What to do:
Report, as a bare number, how many lines contain the string "components".

Collected material:
◇ ◇ ◇ ◇ ◇
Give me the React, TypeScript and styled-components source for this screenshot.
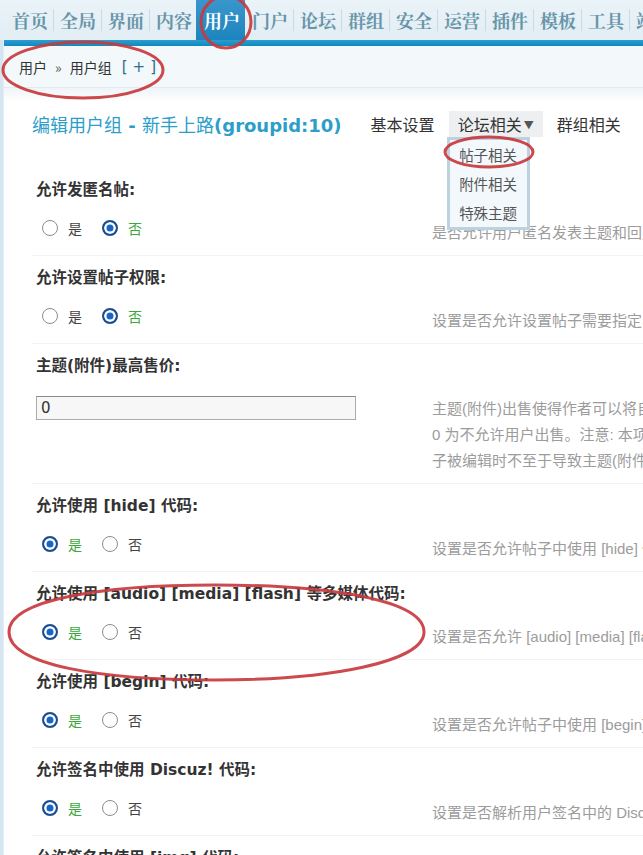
import React from "react";
import styled, { createGlobalStyle } from "styled-components";

const GlobalStyle = createGlobalStyle`
  html, body {
    margin: 0;
    padding: 0;
    width: 643px;
    height: 855px;
    overflow: hidden;
    background: #ffffff;
  }
  body {
    font-family: "DejaVu Sans", "Noto Sans CJK SC", sans-serif;
    color: #333;
  }
`;

const Page = styled.div`
  position: relative;
  width: 643px;
  height: 855px;
  overflow: hidden;
  display: flex;
  flex-direction: column;
`;

const TopNav = styled.nav`
  display: flex;
  align-items: center;
  height: 40px;
  padding-left: 6px;
  background: linear-gradient(#eaf3f8, #e2edf4);
  white-space: nowrap;
  flex: none;
`;

const NavTab = styled.div<{ $active?: boolean }>`
  flex: none;
  height: 40px;
  display: flex;
  align-items: center;
  padding: 0 5px 0 6px;
  font-family: "Noto Serif CJK SC", "Noto Sans CJK SC", serif;
  font-size: 18px;
  font-weight: 700;
  color: ${(p) => (p.$active ? "#ffffff" : "#6896a9")};
  background: ${(p) =>
    p.$active ? "linear-gradient(#3a96cc, #1c84bf)" : "transparent"};
  margin-left: ${(p) => (p.$active ? "-2px" : "0")};
  padding-left: ${(p) => (p.$active ? "8px" : "6px")};
`;

const NavSep = styled.span<{ $hidden?: boolean }>`
  flex: none;
  width: 1px;
  height: 22px;
  background: ${(p) => (p.$hidden ? "transparent" : "#c9dbe5")};
`;

const Body = styled.div`
  flex: 1;
  display: flex;
  min-height: 0;
`;

const SideStrip = styled.div`
  flex: none;
  width: 4px;
  background: #d4e6f1;
  border-right: 1px solid #e4eef4;
  box-sizing: border-box;
`;

const Main = styled.div`
  flex: 1;
  display: flex;
  flex-direction: column;
  min-width: 0;
`;

const BlueBar = styled.div`
  height: 6px;
  flex: none;
  background: linear-gradient(#2e9ccf, #0e8ac0);
`;

const Crumbs = styled.div`
  height: 41px;
  flex: none;
  display: flex;
  align-items: center;
  padding-left: 15px;
  background: #f3f8fb;
  border-bottom: 1px solid #e0eaf0;
  font-family: "Noto Sans CJK SC", sans-serif;
  font-size: 14px;
  color: #333;
`;

const CrumbArrow = styled.span`
  margin: 0 8px 0 8px;
  font-size: 14px;
  color: #555;
`;

const CrumbAdd = styled.span`
  margin-left: 10px;
  font-family: "DejaVu Sans", sans-serif;
  font-size: 15px;
  letter-spacing: 5px;
  color: #2f6d8c;
`;

const Content = styled.div`
  flex: 1;
  background: linear-gradient(#eef4f7 0, #ffffff 14px);
  padding-left: 28px;
`;

const Header = styled.div`
  display: flex;
  align-items: center;
  height: 26px;
  margin: 23px 0 31px 0;
  white-space: nowrap;
`;

const Title = styled.h1`
  margin: 0;
  font-family: "DejaVu Sans", "Noto Sans CJK SC", sans-serif;
  font-size: 18px;
  font-weight: 400;
  color: #2c9ec9;
`;

const TitleStrong = styled.b`
  font-weight: 700;
`;

const TabBar = styled.div`
  display: flex;
  gap: 5px;
  margin-left: 20px;
  height: 26px;
`;

const Tab = styled.div<{ $open?: boolean }>`
  position: relative;
  display: flex;
  align-items: center;
  padding: 0 9px;
  font-family: "Noto Sans CJK SC", sans-serif;
  font-size: 16px;
  color: #333;
  background: ${(p) => (p.$open ? "#edeff1" : "transparent")};
`;

const Caret = styled.span`
  margin-left: 2px;
  font-size: 10px;
  color: #555;
`;

const Menu = styled.div`
  position: absolute;
  top: 100%;
  left: -2px;
  width: 83px;
  box-sizing: border-box;
  border: 3px solid #bcd3df;
  background: #f2f8fc;
  z-index: 5;
`;

const MenuItem = styled.div`
  height: 29px;
  line-height: 29px;
  text-align: center;
  font-family: "Noto Sans CJK SC", sans-serif;
  font-size: 14.5px;
  color: #555;
`;

const Rows = styled.div`
  display: flex;
  flex-direction: column;
`;

const Row = styled.div`
  border-bottom: 1px solid #f1f3f4;
  white-space: nowrap;
`;

const Label = styled.div`
  padding: 11px 0 0 4px;
  line-height: 22px;
  font-family: "DejaVu Sans", "Noto Sans CJK SC", sans-serif;
  font-size: 15.5px;
  font-weight: 700;
  color: #333;
`;

const Control = styled.div`
  display: flex;
  padding: 14px 0 9px 0;
`;

const Field = styled.div`
  flex: none;
  width: 400px;
  box-sizing: border-box;
  padding-left: 4px;
`;

const RadioGroup = styled.div`
  display: flex;
  align-items: center;
  height: 26px;
  padding-left: 6px;
`;

const RadioOption = styled.label<{ $checked?: boolean }>`
  display: inline-flex;
  align-items: center;
  gap: 10px;
  margin-right: 20px;
  font-family: "Noto Sans CJK SC", sans-serif;
  font-size: 14px;
  color: ${(p) => (p.$checked ? "#3aa83a" : "#444")};
`;

const RadioDot = styled.span<{ $checked?: boolean }>`
  width: 16px;
  height: 16px;
  box-sizing: border-box;
  border-radius: 50%;
  border: ${(p) => (p.$checked ? "2px solid #1c4d8e" : "1.5px solid #8c8c8c")};
  background: ${(p) => (p.$checked ? "#1766c6" : "#ffffff")};
  box-shadow: ${(p) => (p.$checked ? "inset 0 0 0 2.5px #ffffff" : "none")};
`;

const TextInput = styled.div`
  margin-top: 5px;
  width: 320px;
  height: 24px;
  box-sizing: border-box;
  border: 1px solid #acacac;
  border-top-color: #8a8a8a;
  background: #f7f7f7;
  padding-left: 4px;
  display: flex;
  align-items: center;
  font-family: "DejaVu Sans", sans-serif;
  font-size: 15px;
  color: #333;
`;

const Desc = styled.div`
  padding-top: 5px;
  line-height: 26px;
  font-family: "Liberation Sans", "Noto Sans CJK SC", sans-serif;
  font-size: 15px;
  color: #9c9c9c;
  white-space: nowrap;
`;

const Marks = styled.svg`
  position: absolute;
  left: 0;
  top: 0;
  width: 643px;
  height: 855px;
  pointer-events: none;
  z-index: 20;
`;

const navItems = [
  "首页", "全局", "界面", "内容", "用户", "门户", "论坛", "群组",
  "安全", "运营", "插件", "模板", "工具", "站长",
];

type Setting =
  | { kind: "radio"; label: string; yes: boolean; desc: string }
  | { kind: "input"; label: string; value: string; desc: string[] };

const settings: Setting[] = [
  { kind: "radio", label: "允许发匿名帖:", yes: false, desc: "是否允许用户匿名发表主题和回复，只要用户组或本论坛允许" },
  { kind: "radio", label: "允许设置帖子权限:", yes: false, desc: "设置是否允许设置帖子需要指定阅读权限才可浏览" },
  {
    kind: "input",
    label: "主题(附件)最高售价:",
    value: "0",
    desc: [
      "主题(附件)出售使得作者可以将自己发表的主题(附件)随帖子出售，此处设置最高售价，",
      "0 为不允许用户出售。注意: 本项设置只是售价的上限，以便帖",
      "子被编辑时不至于导致主题(附件)售价超出范围",
    ],
  },
  { kind: "radio", label: "允许使用 [hide] 代码:", yes: true, desc: "设置是否允许帖子中使用 [hide] 代码" },
  { kind: "radio", label: "允许使用 [audio] [media] [flash] 等多媒体代码:", yes: true, desc: "设置是否允许 [audio] [media] [flash] 等多媒体代码" },
  { kind: "radio", label: "允许使用 [begin] 代码:", yes: true, desc: "设置是否允许帖子中使用 [begin] 代码" },
  { kind: "radio", label: "允许签名中使用 Discuz! 代码:", yes: true, desc: "设置是否解析用户签名中的 Discuz! 代码" },
  { kind: "radio", label: "允许签名中使用 [img] 代码:", yes: true, desc: "设置是否解析用户签名中的 [img] 代码" },
];

function YesNo({ yes }: { yes: boolean }) {
  return (
    <RadioGroup>
      <RadioOption $checked={yes}>
        <RadioDot $checked={yes} />
        是
      </RadioOption>
      <RadioOption $checked={!yes}>
        <RadioDot $checked={!yes} />
        否
      </RadioOption>
    </RadioGroup>
  );
}

export default function App() {
  const activeIndex = 4;
  return (
    <Page>
      <GlobalStyle />
      <TopNav>
        {navItems.map((n, i) => (
          <React.Fragment key={n}>
            <NavTab $active={i === activeIndex}>{n}</NavTab>
            {i < navItems.length - 1 && <NavSep $hidden={i === activeIndex} />}
          </React.Fragment>
        ))}
      </TopNav>
      <Body>
        <SideStrip />
        <Main>
          <BlueBar />
          <Crumbs>
            用户<CrumbArrow>»</CrumbArrow>用户组<CrumbAdd>[+]</CrumbAdd>
          </Crumbs>
          <Content>
            <Header>
              <Title>
                编辑用户组<TitleStrong> - </TitleStrong>新手上路<TitleStrong>(groupid:10)</TitleStrong>
              </Title>
              <TabBar>
                <Tab>基本设置</Tab>
                <Tab $open>
                  论坛相关<Caret>▼</Caret>
                  <Menu>
                    <MenuItem>帖子相关</MenuItem>
                    <MenuItem>附件相关</MenuItem>
                    <MenuItem>特殊主题</MenuItem>
                  </Menu>
                </Tab>
                <Tab>群组相关</Tab>
              </TabBar>
            </Header>
            <Rows>
              {settings.map((s) => (
                <Row key={s.label}>
                  <Label>{s.label}</Label>
                  <Control>
                    <Field>
                      {s.kind === "radio" ? (
                        <YesNo yes={s.yes} />
                      ) : (
                        <TextInput>{s.value}</TextInput>
                      )}
                    </Field>
                    <Desc>
                      {s.kind === "radio"
                        ? s.desc
                        : s.desc.map((line) => <div key={line}>{line}</div>)}
                    </Desc>
                  </Control>
                </Row>
              ))}
            </Rows>
          </Content>
        </Main>
      </Body>
      <Marks viewBox="0 0 643 855">
        <g fill="none" stroke="#c83a3e" strokeWidth="3" strokeLinecap="round" opacity="0.92">
          <ellipse cx="226" cy="22" rx="25" ry="26" />
          <ellipse cx="83" cy="70" rx="80" ry="28" />
          <ellipse cx="489" cy="152" rx="44" ry="15" />
          <path d="M 215 585 C 330 585, 424 600, 424 632 C 424 662, 330 680, 215 680 C 100 680, 9 665, 9 632 C 9 600, 100 585, 215 585 Z" />
        </g>
      </Marks>
    </Page>
  );
}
◇ ◇ ◇ ◇ ◇
Exercise result:
2